__YOUR GOAL__
Repeat every line exactly, keeping the pictures out of the copy.

__MATERIAL__

________________________

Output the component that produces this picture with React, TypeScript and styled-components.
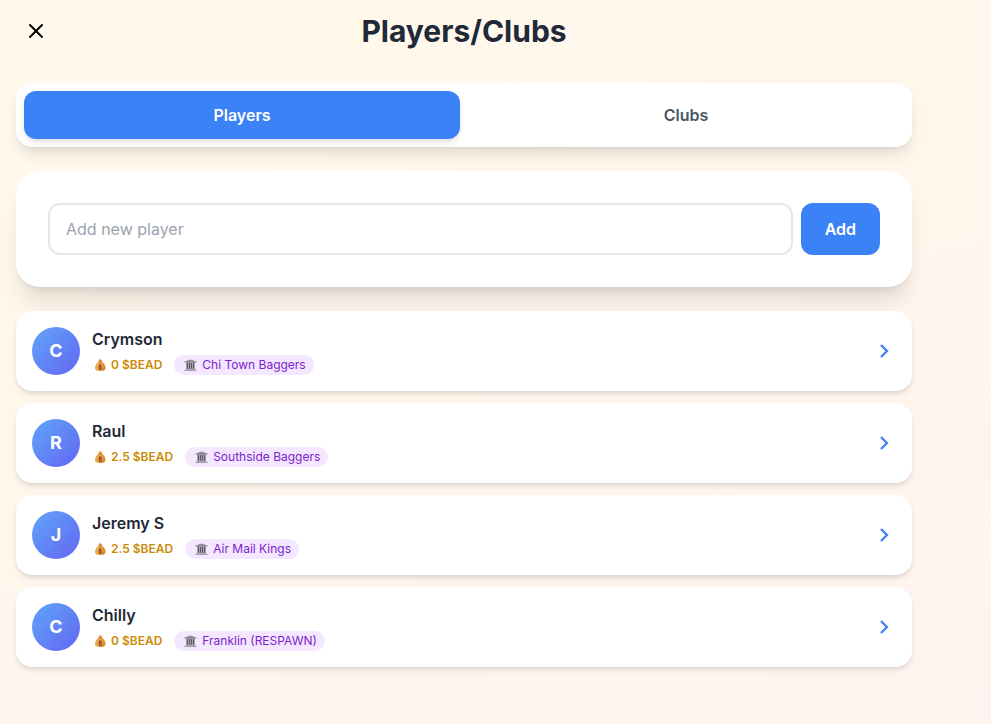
import React, { useState } from "react";
import styled, { createGlobalStyle } from "styled-components";
import { X } from "lucide-react";

const GlobalStyle = createGlobalStyle`
  *, *::before, *::after { box-sizing: border-box; }
  body { margin: 0; font-family: Inter, "Liberation Sans", sans-serif; color: #1f2937; }
  button, input { font: inherit; }
  h1, h2, ul { margin: 0; padding: 0; }
`;

const Page = styled.div`
  min-height: 100vh;
  padding: 11px 16px 32px;
  background: linear-gradient(160deg, #fff9eb 0%, #fff6ec 50%, #fff3ef 100%);
`;

const Content = styled.main`
  max-width: 896px;
`;

const Header = styled.header`
  display: grid;
  grid-template-columns: 40px 1fr 40px;
  align-items: center;
  margin-bottom: 32px;
`;

const CloseButton = styled.button`
  display: flex;
  padding: 8px;
  border: 0;
  border-radius: 9999px;
  background: transparent;
  color: #000;
  cursor: pointer;
`;

const Title = styled.h1`
  font-size: 30px;
  line-height: 36px;
  font-weight: 700;
  text-align: center;
`;

const Tabs = styled.div`
  display: flex;
  gap: 8px;
  padding: 8px;
  margin-bottom: 24px;
  border-radius: 16px;
  background: #fff;
  box-shadow: 0 10px 15px -3px rgba(0, 0, 0, 0.1), 0 4px 6px -4px rgba(0, 0, 0, 0.1);
`;

const Tab = styled.button<{ $active: boolean }>`
  flex: 1;
  padding: 12px 24px;
  border: 0;
  border-radius: 12px;
  background: ${(p) => (p.$active ? "#3b82f6" : "transparent")};
  color: ${(p) => (p.$active ? "#fff" : "#4b5563")};
  box-shadow: ${(p) =>
    p.$active ? "0 4px 6px -1px rgba(0, 0, 0, 0.1), 0 2px 4px -2px rgba(0, 0, 0, 0.1)" : "none"};
  font-size: 16px;
  line-height: 24px;
  font-weight: 600;
  cursor: pointer;
`;

const AddForm = styled.form`
  display: flex;
  gap: 8px;
  padding: 32px;
  margin-bottom: 24px;
  border-radius: 24px;
  background: #fff;
  box-shadow: 0 20px 25px -5px rgba(0, 0, 0, 0.1), 0 8px 10px -6px rgba(0, 0, 0, 0.1);
`;

const NameInput = styled.input`
  flex: 1;
  min-width: 0;
  height: 52px;
  padding: 12px 16px;
  border: 2px solid #e5e7eb;
  border-radius: 12px;
  background: #fff;
  color: #1f2937;
  font-size: 16px;
  line-height: 24px;
  &::placeholder { color: #9ca3af; opacity: 1; }
  &:focus { outline: none; border-color: #3b82f6; }
`;

const AddButton = styled.button`
  padding: 12px 24px;
  border: 0;
  border-radius: 12px;
  background: #3b82f6;
  color: #fff;
  font-size: 16px;
  line-height: 24px;
  font-weight: 600;
  cursor: pointer;
`;

const PlayerList = styled.ul`
  display: grid;
  gap: 12px;
  list-style: none;
`;

const PlayerCard = styled.button`
  display: flex;
  align-items: center;
  gap: 12px;
  width: 100%;
  padding: 16px;
  border: 0;
  border-radius: 16px;
  background: #fff;
  color: inherit;
  text-align: left;
  box-shadow: 0 4px 6px -1px rgba(0, 0, 0, 0.1), 0 2px 4px -2px rgba(0, 0, 0, 0.1);
  cursor: pointer;
`;

const Avatar = styled.span`
  display: flex;
  align-items: center;
  justify-content: center;
  width: 48px;
  height: 48px;
  border-radius: 50%;
  background: linear-gradient(to bottom right, #60a5fa, #6366f1);
  color: #fff;
  font-size: 18px;
  line-height: 28px;
  font-weight: 700;
`;

const Details = styled.span`
  display: grid;
  flex: 1;
  gap: 4px;
`;

const PlayerName = styled.span`
  font-size: 16px;
  line-height: 24px;
  font-weight: 600;
`;

const Meta = styled.span`
  display: flex;
  align-items: center;
  gap: 12px;
  font-size: 12px;
  line-height: 16px;
`;

const Balance = styled.span`
  display: flex;
  align-items: center;
  gap: 3px;
  color: #ca8a04;
  font-weight: 600;
`;

const ClubBadge = styled.span`
  display: flex;
  align-items: center;
  gap: 4px;
  padding: 2px 8px;
  border-radius: 9999px;
  background: #f3e8ff;
  color: #7e22ce;
`;

const Chevron = () => (
  <svg width="24" height="24" viewBox="0 0 24 24" aria-hidden="true">
    <path d="M9 6l6 6-6 6" fill="none" stroke="#3b82f6" strokeWidth="2.3" />
  </svg>
);

const MoneyBag = () => (
  <svg width="16" height="16" viewBox="0 0 16 16" aria-hidden="true">
    <path d="M6.700 5.300C4.200 6.500 3 8.800 3 10.800 3 13 4.500 14 8.100 14s5.300-1 5.300-3.200c0-2-1.200-4.300-3.500-5.500z" fill="#f0a444" />
    <path d="M9.900 5.300c2.300 1.200 3.500 3.500 3.500 5.500 0 2.200-1.700 3.200-5.300 3.200 3.200-1 4-4.800 1.800-8.700z" fill="#dd8630" />
    <path d="M6.900 5 6.300 2.800 7.400 3 8.300 1.600 9.200 3l1.100-.3L9.700 5z" fill="#e99b40" />
    <path d="M6.600 5.300h3.400" stroke="#b86a34" strokeWidth="0.900" strokeLinecap="round" />
    <path d="M7.400 8v4.400h1.100c1.600 0 1.600-2.200 0-2.200 1.400 0 1.400-2.200 0-2.200zM8.100 7.300v5.900" fill="none" stroke="#834b31" strokeWidth="0.900" />
  </svg>
);

const Building = () => (
  <svg width="16" height="16" viewBox="0 0 16 16" aria-hidden="true">
    <path d="M4 5h9v7H4z" fill="#aaa3b1" />
    <path d="M2.500 4.600 8.500 2.500l6 2.100v1h-12z" fill="#8f8797" />
    <path d="M5.500 6v6M7.500 6v6M9.500 6v6M11.500 6v6" stroke="#5b5463" strokeWidth="1" />
    <path d="M4 11.500h9v1H4z" fill="#8f8797" />
    <path d="M2.500 12.500h12V14h-12z" fill="#a69eac" />
  </svg>
);

const players = [
  { name: "Crymson", balance: "0", club: "Chi Town Baggers" },
  { name: "Raul", balance: "2.5", club: "Southside Baggers" },
  { name: "Jeremy S", balance: "2.5", club: "Air Mail Kings" },
  { name: "Chilly", balance: "0", club: "Franklin (RESPAWN)" },
];

export default function App() {
  const [tab, setTab] = useState("Players");
  return (
    <>
      <GlobalStyle />
      <Page>
        <Content>
          <Header>
            <CloseButton type="button" aria-label="Close">
              <X size={24} />
            </CloseButton>
            <Title>Players/Clubs</Title>
          </Header>
          <Tabs role="tablist">
            {["Players", "Clubs"].map((label) => (
              <Tab
                key={label}
                type="button"
                role="tab"
                aria-selected={tab === label}
                $active={tab === label}
                onClick={() => setTab(label)}
              >
                {label}
              </Tab>
            ))}
          </Tabs>
          <AddForm onSubmit={(e: React.FormEvent) => e.preventDefault()}>
            <NameInput type="text" aria-label="Add new player" placeholder="Add new player" />
            <AddButton type="submit">Add</AddButton>
          </AddForm>
          <PlayerList>
            {players.map((player) => (
              <li key={player.name}>
                <PlayerCard type="button">
                  <Avatar>{player.name[0]}</Avatar>
                  <Details>
                    <PlayerName>{player.name}</PlayerName>
                    <Meta>
                      <Balance>
                        <MoneyBag />
                        {player.balance} $BEAD
                      </Balance>
                      <ClubBadge>
                        <Building />
                        {player.club}
                      </ClubBadge>
                    </Meta>
                  </Details>
                  <Chevron />
                </PlayerCard>
              </li>
            ))}
          </PlayerList>
        </Content>
      </Page>
    </>
  );
}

________________________

__ANSWER TO THIS EXERCISE__
Output the component that produces this picture with React, TypeScript and styled-components.
import React, { useState } from "react";
import styled, { createGlobalStyle } from "styled-components";
import { X } from "lucide-react";

const GlobalStyle = createGlobalStyle`
  *, *::before, *::after { box-sizing: border-box; }
  body { margin: 0; font-family: Inter, "Liberation Sans", sans-serif; color: #1f2937; }
  button, input { font: inherit; }
  h1, h2, ul { margin: 0; padding: 0; }
`;

const Page = styled.div`
  min-height: 100vh;
  padding: 11px 16px 32px;
  background: linear-gradient(160deg, #fff9eb 0%, #fff6ec 50%, #fff3ef 100%);
`;

const Content = styled.main`
  max-width: 896px;
`;

const Header = styled.header`
  display: grid;
  grid-template-columns: 40px 1fr 40px;
  align-items: center;
  margin-bottom: 32px;
`;

const CloseButton = styled.button`
  display: flex;
  padding: 8px;
  border: 0;
  border-radius: 9999px;
  background: transparent;
  color: #000;
  cursor: pointer;
`;

const Title = styled.h1`
  font-size: 30px;
  line-height: 36px;
  font-weight: 700;
  text-align: center;
`;

const Tabs = styled.div`
  display: flex;
  gap: 8px;
  padding: 8px;
  margin-bottom: 24px;
  border-radius: 16px;
  background: #fff;
  box-shadow: 0 10px 15px -3px rgba(0, 0, 0, 0.1), 0 4px 6px -4px rgba(0, 0, 0, 0.1);
`;

const Tab = styled.button<{ $active: boolean }>`
  flex: 1;
  padding: 12px 24px;
  border: 0;
  border-radius: 12px;
  background: ${(p) => (p.$active ? "#3b82f6" : "transparent")};
  color: ${(p) => (p.$active ? "#fff" : "#4b5563")};
  box-shadow: ${(p) =>
    p.$active ? "0 4px 6px -1px rgba(0, 0, 0, 0.1), 0 2px 4px -2px rgba(0, 0, 0, 0.1)" : "none"};
  font-size: 16px;
  line-height: 24px;
  font-weight: 600;
  cursor: pointer;
`;

const AddForm = styled.form`
  display: flex;
  gap: 8px;
  padding: 32px;
  margin-bottom: 24px;
  border-radius: 24px;
  background: #fff;
  box-shadow: 0 20px 25px -5px rgba(0, 0, 0, 0.1), 0 8px 10px -6px rgba(0, 0, 0, 0.1);
`;

const NameInput = styled.input`
  flex: 1;
  min-width: 0;
  height: 52px;
  padding: 12px 16px;
  border: 2px solid #e5e7eb;
  border-radius: 12px;
  background: #fff;
  color: #1f2937;
  font-size: 16px;
  line-height: 24px;
  &::placeholder { color: #9ca3af; opacity: 1; }
  &:focus { outline: none; border-color: #3b82f6; }
`;

const AddButton = styled.button`
  padding: 12px 24px;
  border: 0;
  border-radius: 12px;
  background: #3b82f6;
  color: #fff;
  font-size: 16px;
  line-height: 24px;
  font-weight: 600;
  cursor: pointer;
`;

const PlayerList = styled.ul`
  display: grid;
  gap: 12px;
  list-style: none;
`;

const PlayerCard = styled.button`
  display: flex;
  align-items: center;
  gap: 12px;
  width: 100%;
  padding: 16px;
  border: 0;
  border-radius: 16px;
  background: #fff;
  color: inherit;
  text-align: left;
  box-shadow: 0 4px 6px -1px rgba(0, 0, 0, 0.1), 0 2px 4px -2px rgba(0, 0, 0, 0.1);
  cursor: pointer;
`;

const Avatar = styled.span`
  display: flex;
  align-items: center;
  justify-content: center;
  width: 48px;
  height: 48px;
  border-radius: 50%;
  background: linear-gradient(to bottom right, #60a5fa, #6366f1);
  color: #fff;
  font-size: 18px;
  line-height: 28px;
  font-weight: 700;
`;

const Details = styled.span`
  display: grid;
  flex: 1;
  gap: 4px;
`;

const PlayerName = styled.span`
  font-size: 16px;
  line-height: 24px;
  font-weight: 600;
`;

const Meta = styled.span`
  display: flex;
  align-items: center;
  gap: 12px;
  font-size: 12px;
  line-height: 16px;
`;

const Balance = styled.span`
  display: flex;
  align-items: center;
  gap: 3px;
  color: #ca8a04;
  font-weight: 600;
`;

const ClubBadge = styled.span`
  display: flex;
  align-items: center;
  gap: 4px;
  padding: 2px 8px;
  border-radius: 9999px;
  background: #f3e8ff;
  color: #7e22ce;
`;

const Chevron = () => (
  <svg width="24" height="24" viewBox="0 0 24 24" aria-hidden="true">
    <path d="M9 6l6 6-6 6" fill="none" stroke="#3b82f6" strokeWidth="2.3" />
  </svg>
);

const MoneyBag = () => (
  <svg width="16" height="16" viewBox="0 0 16 16" aria-hidden="true">
    <path d="M6.700 5.300C4.200 6.500 3 8.800 3 10.800 3 13 4.500 14 8.100 14s5.300-1 5.300-3.200c0-2-1.200-4.300-3.500-5.500z" fill="#f0a444" />
    <path d="M9.900 5.300c2.300 1.200 3.500 3.500 3.500 5.500 0 2.200-1.700 3.200-5.300 3.200 3.200-1 4-4.800 1.800-8.700z" fill="#dd8630" />
    <path d="M6.900 5 6.300 2.800 7.400 3 8.300 1.600 9.200 3l1.100-.3L9.700 5z" fill="#e99b40" />
    <path d="M6.600 5.300h3.400" stroke="#b86a34" strokeWidth="0.900" strokeLinecap="round" />
    <path d="M7.400 8v4.400h1.100c1.600 0 1.600-2.200 0-2.200 1.400 0 1.400-2.200 0-2.200zM8.100 7.300v5.900" fill="none" stroke="#834b31" strokeWidth="0.900" />
  </svg>
);

const Building = () => (
  <svg width="16" height="16" viewBox="0 0 16 16" aria-hidden="true">
    <path d="M4 5h9v7H4z" fill="#aaa3b1" />
    <path d="M2.500 4.600 8.500 2.500l6 2.100v1h-12z" fill="#8f8797" />
    <path d="M5.500 6v6M7.500 6v6M9.500 6v6M11.500 6v6" stroke="#5b5463" strokeWidth="1" />
    <path d="M4 11.500h9v1H4z" fill="#8f8797" />
    <path d="M2.500 12.500h12V14h-12z" fill="#a69eac" />
  </svg>
);

const players = [
  { name: "Crymson", balance: "0", club: "Chi Town Baggers" },
  { name: "Raul", balance: "2.5", club: "Southside Baggers" },
  { name: "Jeremy S", balance: "2.5", club: "Air Mail Kings" },
  { name: "Chilly", balance: "0", club: "Franklin (RESPAWN)" },
];

export default function App() {
  const [tab, setTab] = useState("Players");
  return (
    <>
      <GlobalStyle />
      <Page>
        <Content>
          <Header>
            <CloseButton type="button" aria-label="Close">
              <X size={24} />
            </CloseButton>
            <Title>Players/Clubs</Title>
          </Header>
          <Tabs role="tablist">
            {["Players", "Clubs"].map((label) => (
              <Tab
                key={label}
                type="button"
                role="tab"
                aria-selected={tab === label}
                $active={tab === label}
                onClick={() => setTab(label)}
              >
                {label}
              </Tab>
            ))}
          </Tabs>
          <AddForm onSubmit={(e: React.FormEvent) => e.preventDefault()}>
            <NameInput type="text" aria-label="Add new player" placeholder="Add new player" />
            <AddButton type="submit">Add</AddButton>
          </AddForm>
          <PlayerList>
            {players.map((player) => (
              <li key={player.name}>
                <PlayerCard type="button">
                  <Avatar>{player.name[0]}</Avatar>
                  <Details>
                    <PlayerName>{player.name}</PlayerName>
                    <Meta>
                      <Balance>
                        <MoneyBag />
                        {player.balance} $BEAD
                      </Balance>
                      <ClubBadge>
                        <Building />
                        {player.club}
                      </ClubBadge>
                    </Meta>
                  </Details>
                  <Chevron />
                </PlayerCard>
              </li>
            ))}
          </PlayerList>
        </Content>
      </Page>
    </>
  );
}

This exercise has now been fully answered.